▶ **DIRECTIVE**
Skip every picture and transcribe the remaining material exactly.

▶ **DATASET CONTENT**

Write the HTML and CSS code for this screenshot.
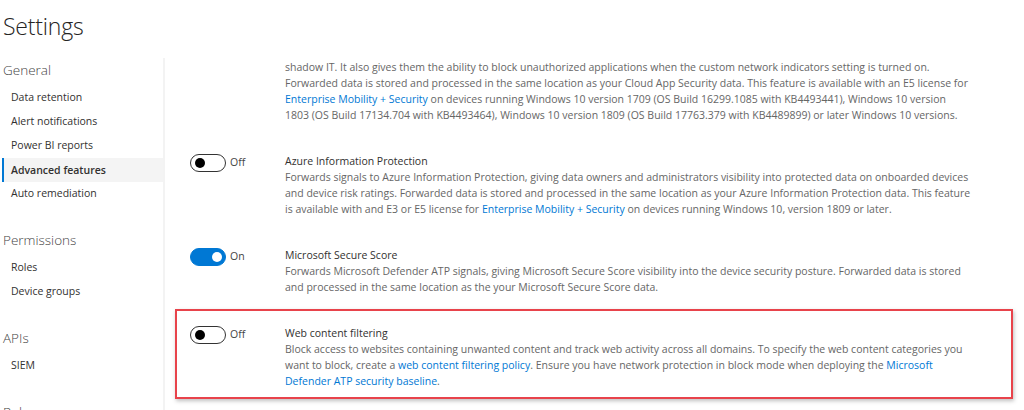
FILE: index.html
```html
<!DOCTYPE html>
<html>
<head>
<meta charset="utf-8">
<link rel="stylesheet" href="styles.css">
</head>
<body>
<div class="page">
  <header class="header"><h1 class="title">Settings</h1></header>
  <div class="body">
    <nav class="sidebar">
      <div class="group">General</div>
      <a class="item">Data retention</a>
      <a class="item">Alert notifications</a>
      <a class="item">Power BI reports</a>
      <a class="item active">Advanced features</a>
      <a class="item">Auto remediation</a>
      <div class="group">Permissions</div>
      <a class="item">Roles</a>
      <a class="item">Device groups</a>
      <div class="group">APIs</div>
      <a class="item">SIEM</a>
      <div class="group">Rules</div>
    </nav>
    <main class="content">
      <div class="row first">
        <div class="toggle-col"></div>
        <div class="text">
          <p class="desc">shadow IT. It also gives them the ability to block unauthorized applications when the custom network indicators setting is turned on.<br>Forwarded data is stored and processed in the same location as your Cloud App Security data. This feature is available with an E5 license for<br><a class="link">Enterprise Mobility + Security</a> on devices running Windows 10 version 1709 (OS Build 16299.1085 with KB4493441), Windows 10 version<br>1803 (OS Build 17134.704 with KB4493464), Windows 10 version 1809 (OS Build 17763.379 with KB4489899) or later Windows 10 versions.</p>
        </div>
      </div>
      <div class="row">
        <div class="toggle-col"><span class="toggle off"><span class="knob"></span></span><span class="state">Off</span></div>
        <div class="text">
          <div class="name">Azure Information Protection</div>
          <p class="desc">Forwards signals to Azure Information Protection, giving data owners and administrators visibility into protected data on onboarded devices<br>and device risk ratings. Forwarded data is stored and processed in the same location as your Azure Information Protection data. This feature<br>is available with and E3 or E5 license for <a class="link">Enterprise Mobility + Security</a> on devices running Windows 10, version 1809 or later.</p>
        </div>
      </div>
      <div class="row">
        <div class="toggle-col"><span class="toggle on"><span class="knob"></span></span><span class="state">On</span></div>
        <div class="text">
          <div class="name">Microsoft Secure Score</div>
          <p class="desc">Forwards Microsoft Defender ATP signals, giving Microsoft Secure Score visibility into the device security posture. Forwarded data is stored<br>and processed in the same location as the your Microsoft Secure Score data.</p>
        </div>
      </div>
      <div class="row highlight">
        <div class="toggle-col"><span class="toggle off"><span class="knob"></span></span><span class="state">Off</span></div>
        <div class="text">
          <div class="name">Web content filtering</div>
          <p class="desc">Block access to websites containing unwanted content and track web activity across all domains. To specify the web content categories you<br>want to block, create a <a class="link">web content filtering policy</a>. Ensure you have network protection in block mode when deploying the <a class="link">Microsoft<br>Defender ATP security baseline</a>.</p>
        </div>
      </div>
    </main>
  </div>
</div>
</body>
</html>
```
FILE: styles.css
```css
* { box-sizing: border-box; }
html, body { margin: 0; padding: 0; background: #fff; }
body {
  font-family: "Open Sans", "Noto Sans", sans-serif;
  color: #323130;
  width: 1024px;
  height: 410px;
  overflow: hidden;
}
.page { display: flex; flex-direction: column; height: 410px; }
.header { height: 58px; padding: 8px 0 0 3px; }
.title {
  margin: 0;
  font-weight: 300;
  font-size: 23px;
  line-height: 36px;
  color: #252423;
  letter-spacing: -0.2px;
}
.body { display: flex; flex: 1; min-height: 0; }
.sidebar {
  width: 165px;
  flex: none;
  border-right: 2px solid #f3f3f3;
  display: flex;
  flex-direction: column;
}
.group {
  font-size: 13.5px;
  font-weight: 300;
  color: #444;
  padding-left: 3px;
  line-height: 20px;
  margin-top: 25px;
  margin-bottom: 5px;
}
.group:first-child { margin-top: 2px; }
.item {
  display: block;
  font-size: 10.5px;
  line-height: 24px;
  height: 24px;
  padding-left: 11px;
  color: #323130;
}
.item.active {
  background: #f4f4f4;
  font-weight: 600;
  border-left: 2px solid #0078d4;
  margin-left: 2px;
  padding-left: 7px;
  margin-top: 1px;
  margin-bottom: -1px;
}
.content {
  flex: 1;
  padding-left: 25px;
  padding-top: 1px;
}
.row {
  display: flex;
  padding: 15px 0;
}
.row.first { padding-top: 0; }
.toggle-col {
  width: 95px;
  flex: none;
  display: flex;
  align-items: flex-start;
  padding-top: 1px;
}
.toggle {
  width: 36px;
  height: 18px;
  border-radius: 9px;
  border: 1.5px solid #333;
  position: relative;
  flex: none;
}
.toggle .knob {
  position: absolute;
  top: 2.5px;
  width: 10px;
  height: 10px;
  border-radius: 50%;
  background: #000;
}
.toggle.off .knob { left: 3.5px; }
.toggle.on { background: #0078d4; border-color: #0078d4; }
.toggle.on .knob { right: 3.5px; background: #fff; }
.state {
  font-size: 10.5px;
  line-height: 16px;
  color: #444;
  margin-left: 4px;
}
.text { flex: 1; }
.name {
  font-size: 10.5px;
  line-height: 16px;
  color: #323130;
}
.desc {
  margin: 0;
  font-size: 10.5px;
  line-height: 16px;
  color: #666;
  white-space: nowrap;
}
.link { color: #0078d4; }
.row.highlight {
  margin-left: -15px;
  margin-top: -1px;
  padding: 14px 0 8px 13px;
  width: 838px;
  border: 2px solid #e8434b;
  box-shadow: 1px 2px 4px rgba(0,0,0,0.25);
}
```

▶ **SOLUTION FOR THIS PROBLEM**
Write the HTML and CSS code for this screenshot.
FILE: index.html
```html
<!DOCTYPE html>
<html>
<head>
<meta charset="utf-8">
<link rel="stylesheet" href="styles.css">
</head>
<body>
<div class="page">
  <header class="header"><h1 class="title">Settings</h1></header>
  <div class="body">
    <nav class="sidebar">
      <div class="group">General</div>
      <a class="item">Data retention</a>
      <a class="item">Alert notifications</a>
      <a class="item">Power BI reports</a>
      <a class="item active">Advanced features</a>
      <a class="item">Auto remediation</a>
      <div class="group">Permissions</div>
      <a class="item">Roles</a>
      <a class="item">Device groups</a>
      <div class="group">APIs</div>
      <a class="item">SIEM</a>
      <div class="group">Rules</div>
    </nav>
    <main class="content">
      <div class="row first">
        <div class="toggle-col"></div>
        <div class="text">
          <p class="desc">shadow IT. It also gives them the ability to block unauthorized applications when the custom network indicators setting is turned on.<br>Forwarded data is stored and processed in the same location as your Cloud App Security data. This feature is available with an E5 license for<br><a class="link">Enterprise Mobility + Security</a> on devices running Windows 10 version 1709 (OS Build 16299.1085 with KB4493441), Windows 10 version<br>1803 (OS Build 17134.704 with KB4493464), Windows 10 version 1809 (OS Build 17763.379 with KB4489899) or later Windows 10 versions.</p>
        </div>
      </div>
      <div class="row">
        <div class="toggle-col"><span class="toggle off"><span class="knob"></span></span><span class="state">Off</span></div>
        <div class="text">
          <div class="name">Azure Information Protection</div>
          <p class="desc">Forwards signals to Azure Information Protection, giving data owners and administrators visibility into protected data on onboarded devices<br>and device risk ratings. Forwarded data is stored and processed in the same location as your Azure Information Protection data. This feature<br>is available with and E3 or E5 license for <a class="link">Enterprise Mobility + Security</a> on devices running Windows 10, version 1809 or later.</p>
        </div>
      </div>
      <div class="row">
        <div class="toggle-col"><span class="toggle on"><span class="knob"></span></span><span class="state">On</span></div>
        <div class="text">
          <div class="name">Microsoft Secure Score</div>
          <p class="desc">Forwards Microsoft Defender ATP signals, giving Microsoft Secure Score visibility into the device security posture. Forwarded data is stored<br>and processed in the same location as the your Microsoft Secure Score data.</p>
        </div>
      </div>
      <div class="row highlight">
        <div class="toggle-col"><span class="toggle off"><span class="knob"></span></span><span class="state">Off</span></div>
        <div class="text">
          <div class="name">Web content filtering</div>
          <p class="desc">Block access to websites containing unwanted content and track web activity across all domains. To specify the web content categories you<br>want to block, create a <a class="link">web content filtering policy</a>. Ensure you have network protection in block mode when deploying the <a class="link">Microsoft<br>Defender ATP security baseline</a>.</p>
        </div>
      </div>
    </main>
  </div>
</div>
</body>
</html>
```
FILE: styles.css
```css
* { box-sizing: border-box; }
html, body { margin: 0; padding: 0; background: #fff; }
body {
  font-family: "Open Sans", "Noto Sans", sans-serif;
  color: #323130;
  width: 1024px;
  height: 410px;
  overflow: hidden;
}
.page { display: flex; flex-direction: column; height: 410px; }
.header { height: 58px; padding: 8px 0 0 3px; }
.title {
  margin: 0;
  font-weight: 300;
  font-size: 23px;
  line-height: 36px;
  color: #252423;
  letter-spacing: -0.2px;
}
.body { display: flex; flex: 1; min-height: 0; }
.sidebar {
  width: 165px;
  flex: none;
  border-right: 2px solid #f3f3f3;
  display: flex;
  flex-direction: column;
}
.group {
  font-size: 13.5px;
  font-weight: 300;
  color: #444;
  padding-left: 3px;
  line-height: 20px;
  margin-top: 25px;
  margin-bottom: 5px;
}
.group:first-child { margin-top: 2px; }
.item {
  display: block;
  font-size: 10.5px;
  line-height: 24px;
  height: 24px;
  padding-left: 11px;
  color: #323130;
}
.item.active {
  background: #f4f4f4;
  font-weight: 600;
  border-left: 2px solid #0078d4;
  margin-left: 2px;
  padding-left: 7px;
  margin-top: 1px;
  margin-bottom: -1px;
}
.content {
  flex: 1;
  padding-left: 25px;
  padding-top: 1px;
}
.row {
  display: flex;
  padding: 15px 0;
}
.row.first { padding-top: 0; }
.toggle-col {
  width: 95px;
  flex: none;
  display: flex;
  align-items: flex-start;
  padding-top: 1px;
}
.toggle {
  width: 36px;
  height: 18px;
  border-radius: 9px;
  border: 1.5px solid #333;
  position: relative;
  flex: none;
}
.toggle .knob {
  position: absolute;
  top: 2.5px;
  width: 10px;
  height: 10px;
  border-radius: 50%;
  background: #000;
}
.toggle.off .knob { left: 3.5px; }
.toggle.on { background: #0078d4; border-color: #0078d4; }
.toggle.on .knob { right: 3.5px; background: #fff; }
.state {
  font-size: 10.5px;
  line-height: 16px;
  color: #444;
  margin-left: 4px;
}
.text { flex: 1; }
.name {
  font-size: 10.5px;
  line-height: 16px;
  color: #323130;
}
.desc {
  margin: 0;
  font-size: 10.5px;
  line-height: 16px;
  color: #666;
  white-space: nowrap;
}
.link { color: #0078d4; }
.row.highlight {
  margin-left: -15px;
  margin-top: -1px;
  padding: 14px 0 8px 13px;
  width: 838px;
  border: 2px solid #e8434b;
  box-shadow: 1px 2px 4px rgba(0,0,0,0.25);
}
```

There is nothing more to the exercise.